Given task: Transcribe every line exactly and omit anything that is a picture.

Supplied material:
[START]

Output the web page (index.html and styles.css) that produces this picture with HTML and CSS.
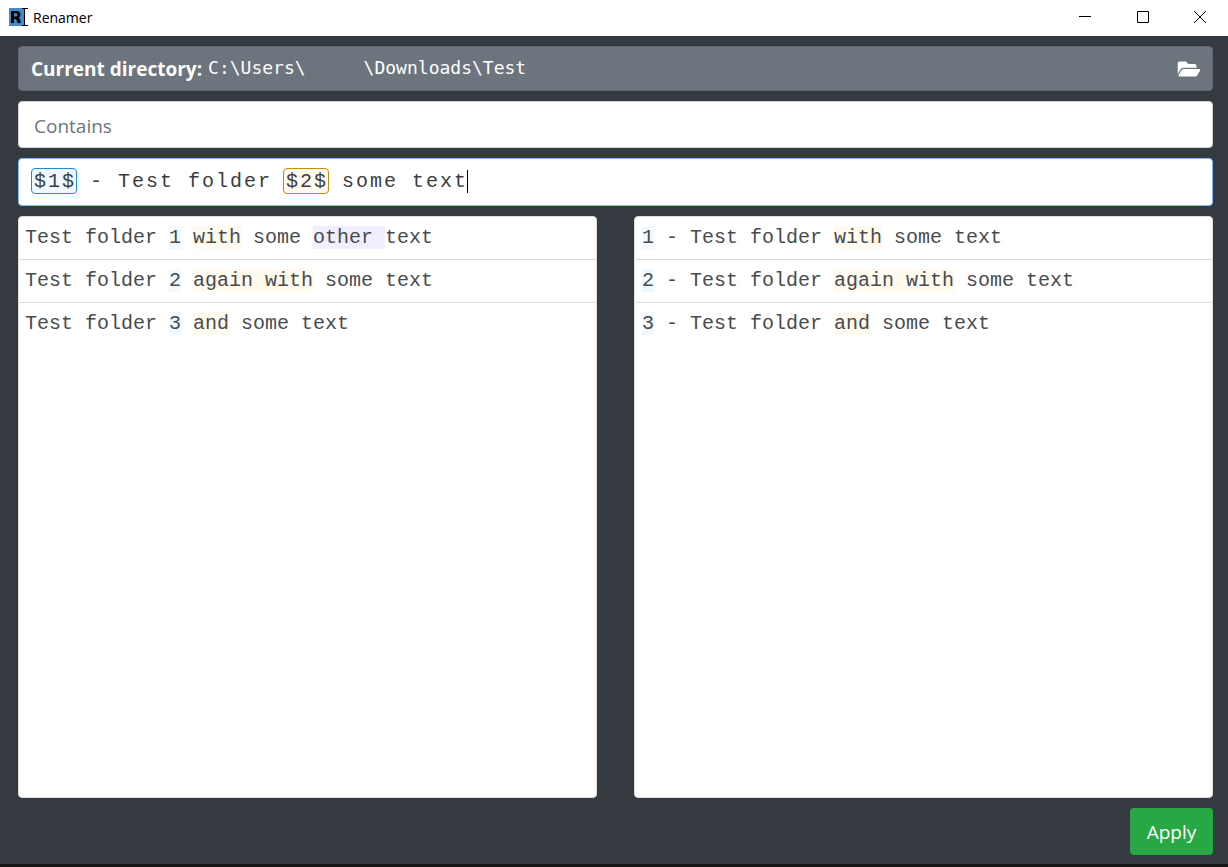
FILE: index.html
```html
<!DOCTYPE html>
<html lang="en">
<head>
<meta charset="utf-8">
<meta name="viewport" content="width=device-width, initial-scale=1">
<title>Renamer</title>
<link rel="stylesheet" href="styles.css">
</head>
<body>
<div class="window">
  <header class="titlebar">
    <svg class="app-icon" viewBox="0 0 19 18" aria-hidden="true">
      <rect width="15" height="18" fill="#428bca"/>
      <path fill="#000" fill-rule="evenodd" d="M2 3h5.500q4 0 4 3.600 0 2.400-2 3.200 1 .4 1.600 1.900L12 15H8.600l-1.100-3q-.4-1.100-1.300-1.100H5V15H2zM5 5.300v3.300h1.800q1.600 0 1.600-1.700T6.900 5.300z"/>
      <path fill="none" stroke="#000" d="M13 .5h6M13 17.500h6M15.500 0v18"/>
    </svg>
    <h1 class="titlebar-name">Renamer</h1>
    <div class="window-controls">
      <button class="window-button" type="button" aria-label="Minimize">
        <svg viewBox="0 0 12 12" aria-hidden="true"><path d="M0 5.500h12"/></svg>
      </button>
      <button class="window-button" type="button" aria-label="Maximize">
        <svg viewBox="0 0 12 12" aria-hidden="true"><path d="M.5.5h11v11H.5z"/></svg>
      </button>
      <button class="window-button" type="button" aria-label="Close">
        <svg viewBox="0 0 12 12" aria-hidden="true"><path d="M0 0l12 12M12 0L0 12"/></svg>
      </button>
    </div>
  </header>

  <main class="content">
    <section class="directory">
      <strong class="directory-label">Current directory:</strong>
      <code class="directory-path"><span>C:\Users\</span><span>\Downloads\Test</span></code>
      <button class="directory-open" type="button" aria-label="Choose directory">
        <svg viewBox="0 0 576 512" aria-hidden="true"><path fill="#fff" d="M572.694 292.093L500.270 416.248A63.997 63.997 0 0 1 444.989 448H45.025c-18.523 0-30.064-20.093-20.731-36.093l72.424-124.155A64 64 0 0 1 152 256h399.964c18.523 0 30.064 20.093 20.730 36.093zM152 224h328v-48c0-26.510-21.490-48-48-48H272l-64-64H48C21.490 64 0 85.490 0 112v278.046l69.077-118.418C86.214 242.250 117.989 224 152 224z"/></svg>
      </button>
    </section>

    <input class="field filter" type="text" placeholder="Contains" aria-label="Contains">

    <div class="field pattern">
      <div class="pattern-marks" aria-hidden="true">
        <span class="chip chip-blue"></span>
        <span class="chip chip-gold"></span>
        <span class="caret"></span>
      </div>
      <input class="pattern-input" type="text" aria-label="New name pattern" value="$1$ - Test folder $2$ some text" spellcheck="false">
    </div>

    <div class="panes">
      <ul class="pane" aria-label="Current names">
        <li class="row">Test folder <mark class="blue">1</mark> <mark class="gold">with</mark> some <mark class="violet">other </mark>text</li>
        <li class="row">Test folder <mark class="blue">2</mark> <mark class="gold">again with</mark> some text</li>
        <li class="row">Test folder <mark class="blue">3</mark> <mark class="gold">and</mark> some text</li>
      </ul>
      <ul class="pane pane-result" aria-label="New names">
        <li class="row"><mark class="blue">1</mark> - Test folder <mark class="gold">with</mark> some text</li>
        <li class="row"><mark class="blue">2</mark> - Test folder <mark class="gold">again with</mark> some text</li>
        <li class="row"><mark class="blue">3</mark> - Test folder <mark class="gold">and</mark> some text</li>
      </ul>
    </div>

    <button class="apply" type="button">Apply</button>
  </main>
</div>
</body>
</html>
```
FILE: styles.css
```css
* {
  box-sizing: border-box;
}

body {
  margin: 0;
  font-family: "Open Sans", "Noto Sans", sans-serif;
  font-size: 19px;
  color: #212529;
}

button,
input {
  font: inherit;
  color: inherit;
}

.window {
  display: flex;
  flex-direction: column;
  min-height: 100vh;
  background: #353940;
  border-bottom: 3px solid #151518;
}

.titlebar {
  display: flex;
  align-items: center;
  height: 36px;
  padding: 0 0 2px 9px;
  background: #fff;
  color: #000;
}

.app-icon {
  width: 19px;
  height: 18px;
  margin-right: 5px;
}

.titlebar-name {
  margin: 0;
  font-size: 14px;
  font-weight: 400;
}

.window-controls {
  display: flex;
  margin-left: auto;
}

.window-button {
  display: grid;
  place-items: center;
  width: 58px;
  height: 34px;
  padding: 0;
  border: 0;
  background: none;
}

.window-button:last-child {
  width: 56px;
}

.window-button svg {
  width: 12px;
  height: 12px;
  fill: none;
  stroke: #000;
}

.content {
  display: flex;
  flex: 1;
  flex-direction: column;
  gap: 10px;
  padding: 10px 15px 9px 18px;
}

.directory {
  display: flex;
  align-items: center;
  height: 45px;
  padding: 0 11px 0 12px;
  border: 1px solid #5f676f;
  border-radius: 4px;
  background: #6c757d;
  color: #fff;
}

.directory-label {
  margin-right: 6px;
  font-weight: 700;
}

.directory-path {
  display: flex;
  gap: 58px;
  padding-bottom: 2px;
  font-family: "DejaVu Sans Mono", monospace;
  font-size: 18px;
}

.directory-open {
  display: grid;
  margin-left: auto;
  padding: 0;
  border: 0;
  background: none;
}

.directory-open svg {
  width: 24px;
  height: 20px;
}

.field {
  width: 100%;
  height: 47px;
  border: 1px solid #ced4da;
  border-radius: 4px;
  background: #fff;
}

.filter {
  padding: 2px 15px 0;
}

.filter::placeholder {
  color: #6c757d;
  opacity: 1;
}

.pattern {
  position: relative;
  height: 48px;
  border-color: #80bdff;
}

.pattern-input {
  position: relative;
  width: 100%;
  height: 100%;
  padding: 0 15px 2px;
  border: 0;
  outline: 0;
  background: none;
  color: #3a3d40;
  font-family: "Liberation Mono", monospace;
  font-size: 20px;
  letter-spacing: 2px;
  caret-color: transparent;
}

.pattern-marks {
  position: absolute;
  inset: 0;
  display: flex;
  align-items: flex-start;
  padding: 9px 12px;
}

.chip {
  width: 46px;
  height: 26px;
  border: 1px solid;
  border-radius: 4px;
}

.chip-blue {
  margin-right: 206px;
  border-color: #1b8fd0;
  background: #f0f9ff;
}

.chip-gold {
  margin-right: 138px;
  border-color: #c98a10;
  background: #fff9ee;
}

.caret {
  width: 1px;
  height: 23px;
  margin-top: 2px;
  background: #000;
}

.panes {
  display: grid;
  flex: 1;
  grid-template-columns: 1fr 1fr;
  gap: 37px;
}

.pane {
  margin: 0;
  padding: 0;
  border: 1px solid #dcdcdc;
  border-radius: 4px;
  background: #fff;
  list-style: none;
}

.pane-result {
  padding-left: 1px;
}

.row {
  height: 43px;
  padding: 0 6px;
  border-bottom: 1px solid #dcdcdc;
  color: #484b4f;
  font-family: "Liberation Mono", monospace;
  font-size: 20px;
  line-height: 41px;
}

.row:last-child {
  border-bottom: 0;
}

mark {
  color: inherit;
}

.blue {
  background: #f0f9ff;
}

.gold {
  background: #fff9ee;
}

.violet {
  background: #f0eeff;
}

.apply {
  align-self: flex-end;
  min-width: 83px;
  height: 47px;
  padding: 0 16px;
  border: 0;
  border-radius: 4px;
  background: #28a745;
  color: #fff;
}
```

[END]

Exercise result:
Output the web page (index.html and styles.css) that produces this picture with HTML and CSS.
FILE: index.html
```html
<!DOCTYPE html>
<html lang="en">
<head>
<meta charset="utf-8">
<meta name="viewport" content="width=device-width, initial-scale=1">
<title>Renamer</title>
<link rel="stylesheet" href="styles.css">
</head>
<body>
<div class="window">
  <header class="titlebar">
    <svg class="app-icon" viewBox="0 0 19 18" aria-hidden="true">
      <rect width="15" height="18" fill="#428bca"/>
      <path fill="#000" fill-rule="evenodd" d="M2 3h5.500q4 0 4 3.600 0 2.400-2 3.200 1 .4 1.600 1.900L12 15H8.600l-1.100-3q-.4-1.100-1.300-1.100H5V15H2zM5 5.300v3.300h1.800q1.600 0 1.600-1.700T6.900 5.300z"/>
      <path fill="none" stroke="#000" d="M13 .5h6M13 17.500h6M15.500 0v18"/>
    </svg>
    <h1 class="titlebar-name">Renamer</h1>
    <div class="window-controls">
      <button class="window-button" type="button" aria-label="Minimize">
        <svg viewBox="0 0 12 12" aria-hidden="true"><path d="M0 5.500h12"/></svg>
      </button>
      <button class="window-button" type="button" aria-label="Maximize">
        <svg viewBox="0 0 12 12" aria-hidden="true"><path d="M.5.5h11v11H.5z"/></svg>
      </button>
      <button class="window-button" type="button" aria-label="Close">
        <svg viewBox="0 0 12 12" aria-hidden="true"><path d="M0 0l12 12M12 0L0 12"/></svg>
      </button>
    </div>
  </header>

  <main class="content">
    <section class="directory">
      <strong class="directory-label">Current directory:</strong>
      <code class="directory-path"><span>C:\Users\</span><span>\Downloads\Test</span></code>
      <button class="directory-open" type="button" aria-label="Choose directory">
        <svg viewBox="0 0 576 512" aria-hidden="true"><path fill="#fff" d="M572.694 292.093L500.270 416.248A63.997 63.997 0 0 1 444.989 448H45.025c-18.523 0-30.064-20.093-20.731-36.093l72.424-124.155A64 64 0 0 1 152 256h399.964c18.523 0 30.064 20.093 20.730 36.093zM152 224h328v-48c0-26.510-21.490-48-48-48H272l-64-64H48C21.490 64 0 85.490 0 112v278.046l69.077-118.418C86.214 242.250 117.989 224 152 224z"/></svg>
      </button>
    </section>

    <input class="field filter" type="text" placeholder="Contains" aria-label="Contains">

    <div class="field pattern">
      <div class="pattern-marks" aria-hidden="true">
        <span class="chip chip-blue"></span>
        <span class="chip chip-gold"></span>
        <span class="caret"></span>
      </div>
      <input class="pattern-input" type="text" aria-label="New name pattern" value="$1$ - Test folder $2$ some text" spellcheck="false">
    </div>

    <div class="panes">
      <ul class="pane" aria-label="Current names">
        <li class="row">Test folder <mark class="blue">1</mark> <mark class="gold">with</mark> some <mark class="violet">other </mark>text</li>
        <li class="row">Test folder <mark class="blue">2</mark> <mark class="gold">again with</mark> some text</li>
        <li class="row">Test folder <mark class="blue">3</mark> <mark class="gold">and</mark> some text</li>
      </ul>
      <ul class="pane pane-result" aria-label="New names">
        <li class="row"><mark class="blue">1</mark> - Test folder <mark class="gold">with</mark> some text</li>
        <li class="row"><mark class="blue">2</mark> - Test folder <mark class="gold">again with</mark> some text</li>
        <li class="row"><mark class="blue">3</mark> - Test folder <mark class="gold">and</mark> some text</li>
      </ul>
    </div>

    <button class="apply" type="button">Apply</button>
  </main>
</div>
</body>
</html>
```
FILE: styles.css
```css
* {
  box-sizing: border-box;
}

body {
  margin: 0;
  font-family: "Open Sans", "Noto Sans", sans-serif;
  font-size: 19px;
  color: #212529;
}

button,
input {
  font: inherit;
  color: inherit;
}

.window {
  display: flex;
  flex-direction: column;
  min-height: 100vh;
  background: #353940;
  border-bottom: 3px solid #151518;
}

.titlebar {
  display: flex;
  align-items: center;
  height: 36px;
  padding: 0 0 2px 9px;
  background: #fff;
  color: #000;
}

.app-icon {
  width: 19px;
  height: 18px;
  margin-right: 5px;
}

.titlebar-name {
  margin: 0;
  font-size: 14px;
  font-weight: 400;
}

.window-controls {
  display: flex;
  margin-left: auto;
}

.window-button {
  display: grid;
  place-items: center;
  width: 58px;
  height: 34px;
  padding: 0;
  border: 0;
  background: none;
}

.window-button:last-child {
  width: 56px;
}

.window-button svg {
  width: 12px;
  height: 12px;
  fill: none;
  stroke: #000;
}

.content {
  display: flex;
  flex: 1;
  flex-direction: column;
  gap: 10px;
  padding: 10px 15px 9px 18px;
}

.directory {
  display: flex;
  align-items: center;
  height: 45px;
  padding: 0 11px 0 12px;
  border: 1px solid #5f676f;
  border-radius: 4px;
  background: #6c757d;
  color: #fff;
}

.directory-label {
  margin-right: 6px;
  font-weight: 700;
}

.directory-path {
  display: flex;
  gap: 58px;
  padding-bottom: 2px;
  font-family: "DejaVu Sans Mono", monospace;
  font-size: 18px;
}

.directory-open {
  display: grid;
  margin-left: auto;
  padding: 0;
  border: 0;
  background: none;
}

.directory-open svg {
  width: 24px;
  height: 20px;
}

.field {
  width: 100%;
  height: 47px;
  border: 1px solid #ced4da;
  border-radius: 4px;
  background: #fff;
}

.filter {
  padding: 2px 15px 0;
}

.filter::placeholder {
  color: #6c757d;
  opacity: 1;
}

.pattern {
  position: relative;
  height: 48px;
  border-color: #80bdff;
}

.pattern-input {
  position: relative;
  width: 100%;
  height: 100%;
  padding: 0 15px 2px;
  border: 0;
  outline: 0;
  background: none;
  color: #3a3d40;
  font-family: "Liberation Mono", monospace;
  font-size: 20px;
  letter-spacing: 2px;
  caret-color: transparent;
}

.pattern-marks {
  position: absolute;
  inset: 0;
  display: flex;
  align-items: flex-start;
  padding: 9px 12px;
}

.chip {
  width: 46px;
  height: 26px;
  border: 1px solid;
  border-radius: 4px;
}

.chip-blue {
  margin-right: 206px;
  border-color: #1b8fd0;
  background: #f0f9ff;
}

.chip-gold {
  margin-right: 138px;
  border-color: #c98a10;
  background: #fff9ee;
}

.caret {
  width: 1px;
  height: 23px;
  margin-top: 2px;
  background: #000;
}

.panes {
  display: grid;
  flex: 1;
  grid-template-columns: 1fr 1fr;
  gap: 37px;
}

.pane {
  margin: 0;
  padding: 0;
  border: 1px solid #dcdcdc;
  border-radius: 4px;
  background: #fff;
  list-style: none;
}

.pane-result {
  padding-left: 1px;
}

.row {
  height: 43px;
  padding: 0 6px;
  border-bottom: 1px solid #dcdcdc;
  color: #484b4f;
  font-family: "Liberation Mono", monospace;
  font-size: 20px;
  line-height: 41px;
}

.row:last-child {
  border-bottom: 0;
}

mark {
  color: inherit;
}

.blue {
  background: #f0f9ff;
}

.gold {
  background: #fff9ee;
}

.violet {
  background: #f0eeff;
}

.apply {
  align-self: flex-end;
  min-width: 83px;
  height: 47px;
  padding: 0 16px;
  border: 0;
  border-radius: 4px;
  background: #28a745;
  color: #fff;
}
```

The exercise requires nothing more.